What emerges from the literature is that there are no quick fixes to improving taxpayer compliance. Instead, what is required is a concerted, long-term coordinated and comprehensive plan that uses a complimentary range of policy instruments underpinned by a solid legal base.[39] This highlights the importance of tax policy and other aspects of tax systems design that provide the framework within which the revenue authority has to perform its responsibilities. In reality it makes sense for policymakers to identify and address the underlying and systemic challenges of their tax systems before the respective revenue authorities considers how to manage their resources and discharge their responsibilities.

The desirable features of a tax system are generally considered to be equity (fairness), certainty (simplicity), convenience of payment and economy in collection (efficiency).[40] However, it is recognised that these features are conflicting and that policymakers have to repeatedly choose between simplicity and efficiency, or fairness and simplicity, or fairness and efficiency.[41] For example, a simple, efficient system with a high degree of certainty is unlikely to be entirely equitable.
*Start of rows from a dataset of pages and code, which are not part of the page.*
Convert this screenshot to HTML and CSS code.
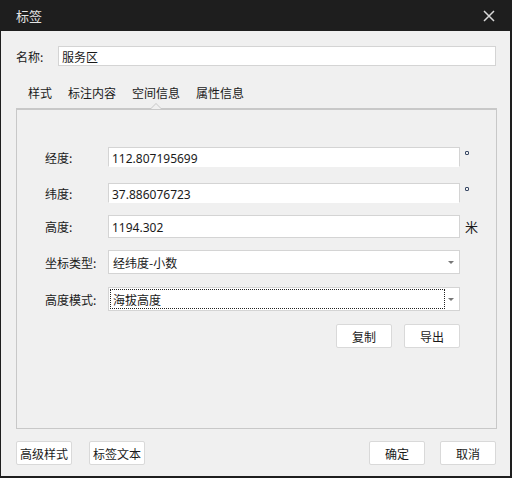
FILE: index.html
```html
<!DOCTYPE html>
<html lang="zh">
<head>
<meta charset="utf-8">
<title>标签</title>
<link rel="stylesheet" href="styles.css">
</head>
<body>
<div class="window">
  <div class="titlebar">
    <span class="title">标签</span>
    <svg class="close" width="12" height="12" viewBox="0 0 12 12"><path d="M1 1 L11 11 M11 1 L1 11" stroke="#d8d8d8" stroke-width="1.5" fill="none"/></svg>
  </div>
  <div class="content">
    <div class="name-row">
      <span class="label">名称:</span>
      <div class="input name-input">服务区</div>
    </div>
    <div class="tabs">
      <span class="tab">样式</span>
      <span class="tab">标注内容</span>
      <span class="tab active">空间信息</span>
      <span class="tab">属性信息</span>
    </div>
    <div class="panel">
      <div class="row r1">
        <span class="flabel">经度:</span>
        <div class="input field short">112.807195699</div>
        <span class="unit"><span class="deg"></span></span>
      </div>
      <div class="row r2">
        <span class="flabel">纬度:</span>
        <div class="input field short">37.886076723</div>
        <span class="unit"><span class="deg"></span></span>
      </div>
      <div class="row r3">
        <span class="flabel">高度:</span>
        <div class="input field">1194.302</div>
        <span class="unit mi">米</span>
      </div>
      <div class="row r4">
        <span class="flabel">坐标类型:</span>
        <div class="input field select"><span class="sel-text">经纬度-小数</span><span class="arrow"></span></div>
      </div>
      <div class="row r5">
        <span class="flabel">高度模式:</span>
        <div class="input field select"><span class="sel-text focus">海拔高度</span><span class="arrow"></span></div>
      </div>
      <div class="actions">
        <button class="btn">复制</button>
        <button class="btn">导出</button>
      </div>
    </div>
    <div class="footer">
      <div class="group">
        <button class="btn">高级样式</button>
        <button class="btn">标签文本</button>
      </div>
      <div class="group right">
        <button class="btn">确定</button>
        <button class="btn">取消</button>
      </div>
    </div>
  </div>
</div>
</body>
</html>
```
FILE: styles.css
```css
* { box-sizing: border-box; }
html, body {
  margin: 0;
  padding: 0;
  background: #1e1e1e;
}
body {
  font-family: "Noto Sans", "Noto Sans CJK SC", sans-serif;
  font-size: 12px;
  color: #1a1a1a;
}
.window {
  width: 512px;
  height: 478px;
  display: flex;
  flex-direction: column;
}
.titlebar {
  height: 31px;
  flex: none;
  display: flex;
  align-items: center;
  justify-content: space-between;
  padding: 0 17px 0 16px;
  background: #1e1e1e;
}
.title {
  color: #e4e4e4;
  font-size: 13px;
  font-family: "Noto Sans CJK SC", sans-serif;
}
.close { display: block; margin-top: 1px; }
.content {
  flex: 1;
  margin: 0 2px 2px 1px;
  background: #f0f0f0;
  padding: 15px 14px 0 15px;
  display: flex;
  flex-direction: column;
}
.name-row {
  display: flex;
  align-items: center;
  height: 20px;
}
.label {
  width: 42px;
  font-family: "Noto Sans CJK SC", sans-serif;
  font-size: 12px;
}
.input {
  background: #fff;
  border: 1px solid #d4d4d4;
  display: flex;
  align-items: center;
  padding-left: 3px;
  font-size: 12px;
  font-family: "Noto Sans", "Noto Sans CJK SC", sans-serif;
  color: #1a1a1a;
}
.name-input {
  flex: 1;
  height: 20px;
  font-family: "Noto Sans CJK SC", sans-serif;
}
.tabs {
  display: flex;
  height: 28px;
  margin-top: 14px;
  padding-left: 4px;
  align-items: flex-start;
}
.tab {
  padding: 0 8px;
  font-family: "Noto Sans CJK SC", sans-serif;
  font-size: 12px;
  position: relative;
  height: 28px;
  line-height: 25px;
}
.tab.active::after {
  content: "";
  position: absolute;
  left: 50%;
  bottom: -1px;
  margin-left: -6px;
  width: 0;
  height: 0;
  border-left: 6px solid transparent;
  border-right: 6px solid transparent;
  border-bottom: 6px solid #c8c8c8;
}
.tab.active::before {
  content: "";
  position: absolute;
  left: 50%;
  bottom: -1px;
  margin-left: -5px;
  width: 0;
  height: 0;
  border-left: 5px solid transparent;
  border-right: 5px solid transparent;
  border-bottom: 5px solid #f0f0f0;
  z-index: 2;
}
.panel {
  width: 481px;
  height: 321px;
  border: 1px solid #c8c8c8;
  border-top-width: 2px;
  padding: 37px 0 0 28px;
  display: flex;
  flex-direction: column;
}
.row {
  display: flex;
  align-items: center;
}
.r1 { height: 20px; margin-bottom: 16px; }
.r2 { height: 20px; margin-bottom: 12px; }
.r3 { height: 23px; margin-bottom: 12px; }
.r4 { height: 24px; margin-bottom: 13px; }
.r5 { height: 24px; }
.flabel {
  width: 63px;
  font-family: "Noto Sans CJK SC", sans-serif;
  font-size: 12px;
}
.field {
  width: 352px;
  height: 100%;
  padding-left: 3px;
  padding-top: 2px;
}
.field.short { border-bottom-color: #fff; }
.unit {
  margin-left: 5px;
  align-self: flex-start;
  height: 100%;
}
.deg {
  display: block;
  width: 4px;
  height: 4px;
  border: 1px solid #3a4a66;
  border-radius: 1px;
  margin-top: 4px;
}
.mi {
  font-family: "Noto Sans CJK SC", sans-serif;
  font-size: 13px;
  line-height: 23px;
  align-self: center;
}
.select {
  justify-content: space-between;
  padding: 1px 4px 1px 1px;
  font-family: "Noto Sans CJK SC", sans-serif;
}
.sel-text {
  flex: 0 0 335px;
  height: 100%;
  display: flex;
  align-items: center;
  padding-left: 2px;
  border: 1px dotted transparent;
}
.sel-text.focus { border-color: #222; }
.arrow {
  width: 0;
  height: 0;
  border-left: 3px solid transparent;
  border-right: 3px solid transparent;
  border-top: 3px solid #777;
  margin-right: 1px;
  margin-top: 1px;
}
.actions {
  display: flex;
  justify-content: flex-end;
  gap: 12px;
  margin-top: 13px;
  width: 415px;
}
.btn {
  width: 56px;
  height: 24px;
  background: #fff;
  border: 1px solid #d9d9d9;
  border-radius: 2px;
  padding: 0;
  font-family: "Noto Sans CJK SC", sans-serif;
  font-size: 12px;
  color: #1a1a1a;
}
.footer {
  display: flex;
  justify-content: space-between;
  margin-top: 12px;
}
.group { display: flex; gap: 17px; }
.group.right { gap: 15px; }
```
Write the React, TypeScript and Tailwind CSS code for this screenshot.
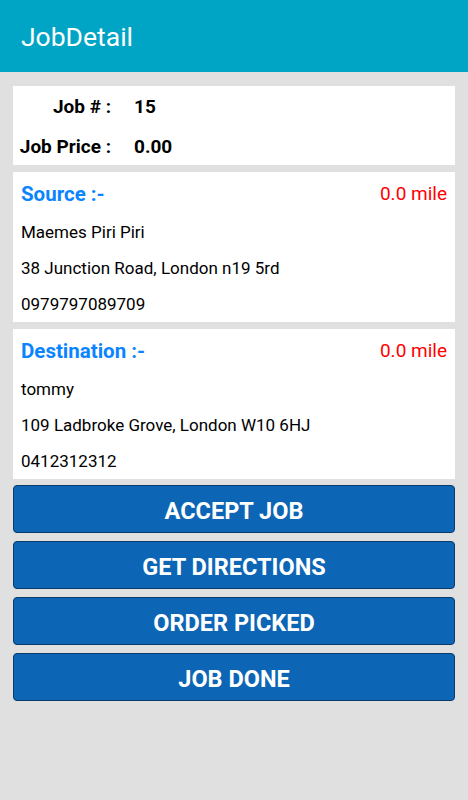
export default function App() {
  const buttons = ['ACCEPT JOB', 'GET DIRECTIONS', 'ORDER PICKED', 'JOB DONE'];
  const stops = [
    {
      title: 'Source :-',
      lines: ['Maemes Piri Piri', '38 Junction Road, London n19 5rd', '0979797089709'],
    },
    {
      title: 'Destination :-',
      lines: ['tommy', '109 Ladbroke Grove, London W10 6HJ', '0412312312'],
    },
  ];

  return (
    <div className="min-h-[800px] bg-[#e0e0e0] font-['Roboto',sans-serif]">
      <div className="h-[72px] bg-[#00a5c5] flex items-center px-[21px] pt-[2px]">
        <h1 className="text-white text-[26.5px] leading-none">JobDetail</h1>
      </div>

      <div className="px-[13px] pt-[14px] flex flex-col gap-[7px]">
        <div className="bg-white h-[79px] text-black font-bold text-[19px] pt-[1px]">
          <div className="grid grid-cols-[98px_1fr] gap-x-[23px]">
            <div className="h-[40px] flex items-center justify-end">Job # :</div>
            <div className="h-[40px] flex items-center">15</div>
            <div className="h-[40px] flex items-center justify-end">Job Price :</div>
            <div className="h-[40px] flex items-center">0.00</div>
          </div>
        </div>

        {stops.map((s) => (
          <div key={s.title} className="bg-white h-[150px] px-[8px] pt-[2px]">
            <div className="h-[41px] flex items-center justify-between">
              <span className="text-[#0a84ff] font-bold text-[20.5px]">{s.title}</span>
              <span className="text-[#ff0000] text-[19px]">0.0 mile</span>
            </div>
            {s.lines.map((l) => (
              <div key={l} className="h-[36px] flex items-center text-[17px] text-black">
                {l}
              </div>
            ))}
          </div>
        ))}
      </div>

      <div className="px-[13px] pt-[6px] flex flex-col gap-[8px]">
        {buttons.map((b) => (
          <div
            key={b}
            className="h-[48px] pt-[5px] bg-[#0d66b5] border border-[#0b3a66] rounded-[4px] flex items-center justify-center text-white font-bold text-[23.5px]"
          >
            {b}
          </div>
        ))}
      </div>
    </div>
  );
}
A simple system should facilitate high levels of voluntary compliance and be more efficient as a result. That is, at the outset policymakers must consider the necessary trade-offs of these features and determine the desired balance that is appropriate to the given context.

Typically simplicity in a tax system is sought but this gives rise to the dilemma of identifying what is a simple tax system and how it can best be achieved. Structural simplicity (for example) can be improved by measures including minimising both the number of different taxes and the number of different rates. Structural simplicity can reduce both compliance costs for taxpayers and the costs of tax administration. However, structural simplicity (in spite of its attractiveness) may have a negative impact on vertical equity. In the case of developing economies, Bird and Casanegra de Jantscher set out that, as a rule, an essential precondition for the reform of tax administration is the simplification of the tax system to ensure that it can be applied effectively given the generally ‘low compliance’ contexts.[42]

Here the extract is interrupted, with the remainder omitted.